Compliance obligations in external licensing documentation and transparency

Compliance requirements start with robust documentation of external licensing relationships. Authorities, investors and contractual partners expect organizations to be able to demonstrate which rights have been granted to whom, on what terms and for how long. Missing, conflicting or outdated records can raise concerns about revenue recognition, tax positions, competition law compliance or proper management of regulated technologies. A fragmented contract landscape also makes it difficult to confirm that licenses respect existing obligations towards other partners.

Transparency obligations extend to the alignment between license terms and related operational practices. Where licenses include conditions on quality control, reporting, use of marks, data handling or export restrictions, organizations must be able to show that they monitor and act on relevant information. If monitoring is absent or ineffective, formal compliance clauses lose their protective effect. External licensing thus creates an obligation not only to draft contracts carefully, but also to maintain traceability across their lifecycle.

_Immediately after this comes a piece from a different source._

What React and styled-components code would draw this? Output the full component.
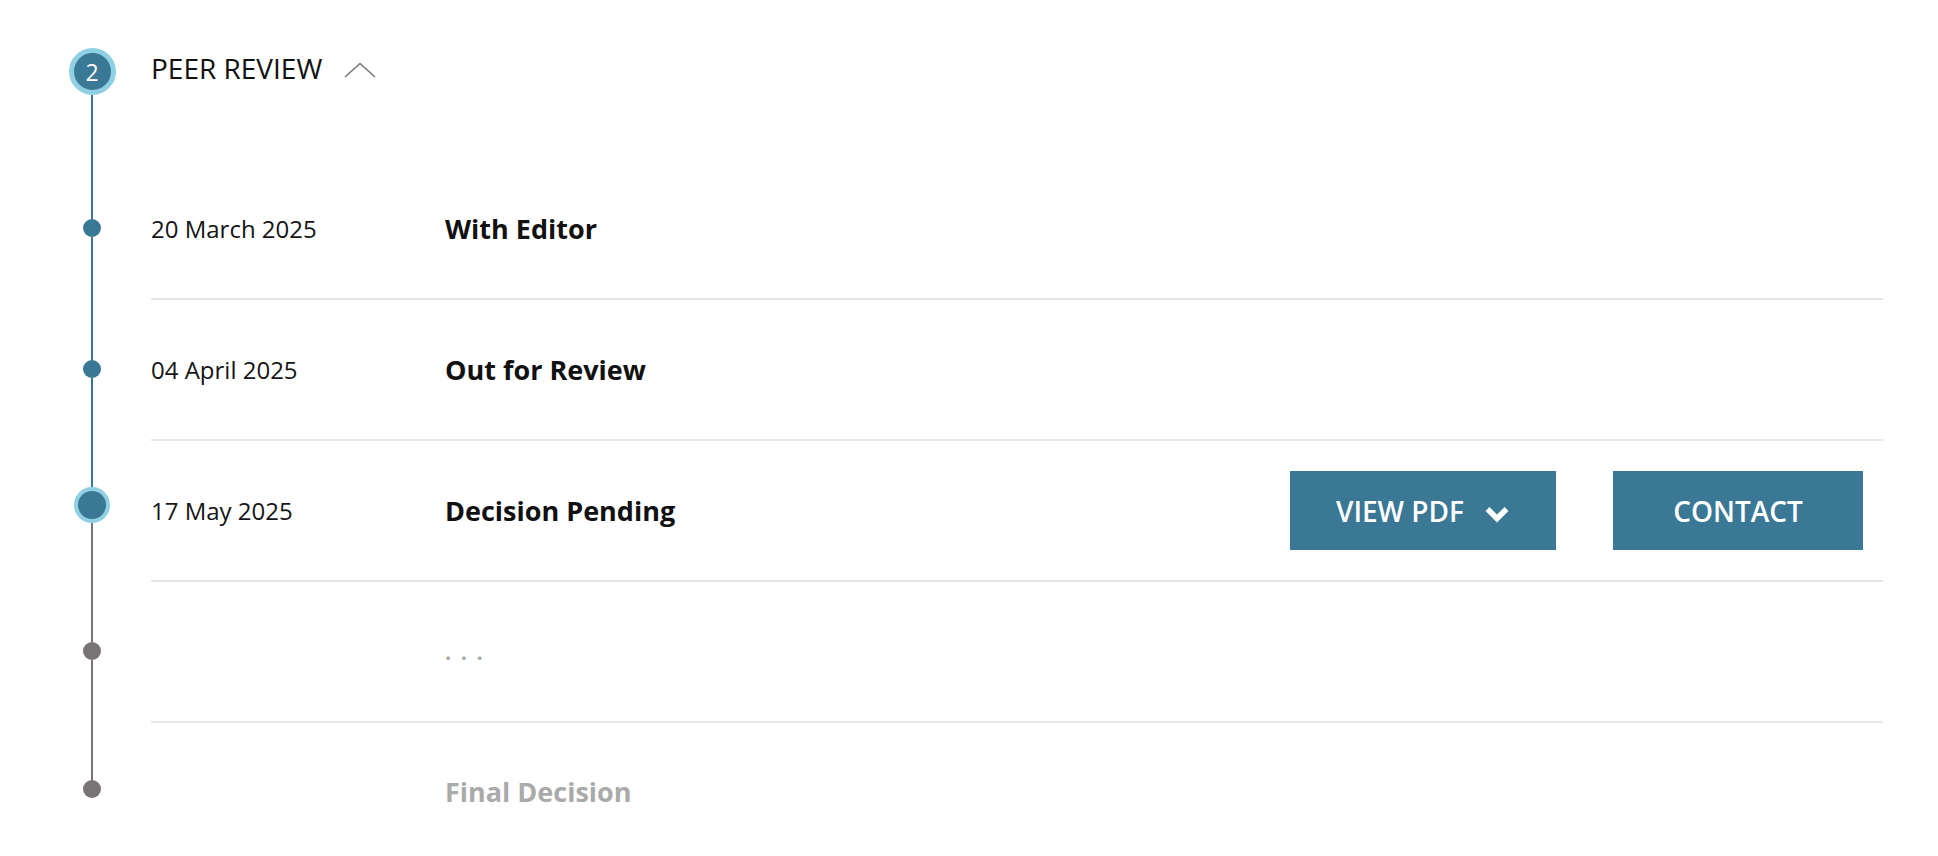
import React from 'react';
import styled, { createGlobalStyle } from 'styled-components';

const BLUE = '#3a7895';
const GRAY = '#787475';

const GlobalStyle = createGlobalStyle`
  html, body {
    margin: 0;
    background: #fff;
  }
  body {
    font-family: "Open Sans", "Liberation Sans", sans-serif;
    color: #111;
  }
`;

const Page = styled.div`
  padding: 0 55px 0 62px;
`;

const StageHeader = styled.div`
  display: flex;
  height: 159px;
`;

const Marker = styled.div`
  width: 60px;
  flex: none;
  display: flex;
  flex-direction: column;
  align-items: center;
  padding-top: ${p => p.$offset || 0}px;
  box-sizing: border-box;
`;

const Segment = styled.div`
  width: 2px;
  flex: 1;
  background: ${p => p.$color || 'transparent'};
`;

const Badge = styled.div`
  width: 47px;
  height: 47px;
  margin-top: -1px;
  flex: none;
  box-sizing: border-box;
  border-radius: 50%;
  border: 5px solid #8fd0e3;
  background: ${BLUE};
  color: #fff;
  font-size: 23px;
  display: flex;
  align-items: center;
  justify-content: center;
`;

const StageTitle = styled.div`
  margin: 49px 0 0 29px;
  height: 38px;
  display: flex;
  align-items: center;
  gap: 22px;
  font-size: 28px;
  line-height: 38px;
  color: #111;
  svg {
    margin-top: 4px;
  }
`;

const Row = styled.div`
  display: flex;
`;

const Dot = styled.div`
  flex: none;
  box-sizing: border-box;
  border-radius: 50%;
  width: ${p => (p.$current ? 36 : 18)}px;
  height: ${p => (p.$current ? 36 : 18)}px;
  margin: ${p => (p.$current ? '-14px 0 0' : '-4px 0 0')};
  background: ${p => (p.$pending ? GRAY : BLUE)};
  border: ${p => (p.$current ? '4px solid #8fd0e3' : 'none')};
`;

const RowBody = styled.div`
  flex: 1;
  margin-left: 29px;
  height: ${p => (p.$last ? 136 : 139)}px;
  display: grid;
  grid-template-columns: 294px 1fr auto;
  align-items: center;
  border-bottom: ${p => (p.$last ? 'none' : '2px solid #e6e6e6')};
`;

const DateText = styled.div`
  font-size: 24px;
  color: #151515;
`;

const StepTitle = styled.div`
  font-size: 27px;
  font-weight: 700;
  color: ${p => (p.$pending ? '#aaaaaa' : '#111')};
`;

const Ellipsis = styled.div`
  font-size: 22px;
  font-weight: 700;
  color: #a8a8a8;
  letter-spacing: 9.5px;
  margin-top: -2px;
`;

const Actions = styled.div`
  display: flex;
  gap: 57px;
  padding-right: 20px;
`;

const Button = styled.button`
  width: ${p => p.$width}px;
  height: 79px;
  border: none;
  border-radius: 0;
  background: ${BLUE};
  color: #fff;
  font-family: "Open Sans", "Liberation Sans", sans-serif;
  font-size: 28px;
  font-weight: 600;
  display: flex;
  align-items: center;
  justify-content: center;
  gap: 20px;
  padding: 0;
  cursor: pointer;
  svg {
    margin-top: 6px;
  }
`;

const ChevronUp = () => (
  <svg width="32" height="16" viewBox="0 0 32 16" fill="none">
    <polyline points="1,15 16,1.5 31,15" stroke="#7a7a7a" strokeWidth="1.6" />
  </svg>
);

const ChevronDown = () => (
  <svg width="26" height="18" viewBox="0 0 26 18" fill="none">
    <polyline points="3.5,4 13,13.5 22.5,4" stroke="#fff" strokeWidth="5.5" strokeLinejoin="miter" />
  </svg>
);

const steps = [
  { date: '20 March 2025', title: 'With Editor', above: BLUE, below: BLUE },
  { date: '04 April 2025', title: 'Out for Review', above: BLUE, below: BLUE },
  { date: '17 May 2025', title: 'Decision Pending', above: BLUE, below: GRAY, current: true },
  { ellipsis: true, above: GRAY, below: GRAY, pending: true },
  { title: 'Final Decision', above: GRAY, pending: true, last: true },
];

const App = () => {
  return (
    <Page>
      <GlobalStyle />
      <StageHeader>
        <Marker $offset={49}>
          <Badge>2</Badge>
          <Segment $color={BLUE} />
        </Marker>
        <StageTitle>
          PEER REVIEW
          <ChevronUp />
        </StageTitle>
      </StageHeader>

      {steps.map((s, i) => (
        <Row key={i}>
          <Marker>
            <Segment $color={s.above} />
            <Dot $current={s.current} $pending={s.pending} />
            <Segment $color={s.below} />
          </Marker>
          <RowBody $last={s.last}>
            <DateText>{s.date}</DateText>
            {s.ellipsis ? (
              <Ellipsis>...</Ellipsis>
            ) : (
              <StepTitle $pending={s.pending}>{s.title}</StepTitle>
            )}
            {s.current ? (
              <Actions>
                <Button $width={266}>
                  VIEW PDF
                  <ChevronDown />
                </Button>
                <Button $width={250}>CONTACT</Button>
              </Actions>
            ) : (
              <div />
            )}
          </RowBody>
        </Row>
      ))}
    </Page>
  );
};

export default App;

Governance requirements for decision-making and approval processes

Effective governance in external licensing requires clear rules on who may initiate, negotiate and approve licensing arrangements. Without defined authority, there is a risk that local units or individual managers grant rights that conflict with portfolio strategy, existing exclusivities or regulatory constraints. A structured approval framework ensures that licensing proposals are reviewed from legal, commercial and risk perspectives before commitments are made.

Governance also involves consistent use of templates, playbooks and internal guidance. Standardized clauses for scope, territory, improvements, confidentiality, audit rights and termination create a common baseline. Deviations from this baseline should be visible and justified. In organizations lacking such structures, external licensing can evolve into a collection of bespoke deals that are difficult to oversee, making it harder to manage cumulative risks or enforce coherent policies across partners and regions.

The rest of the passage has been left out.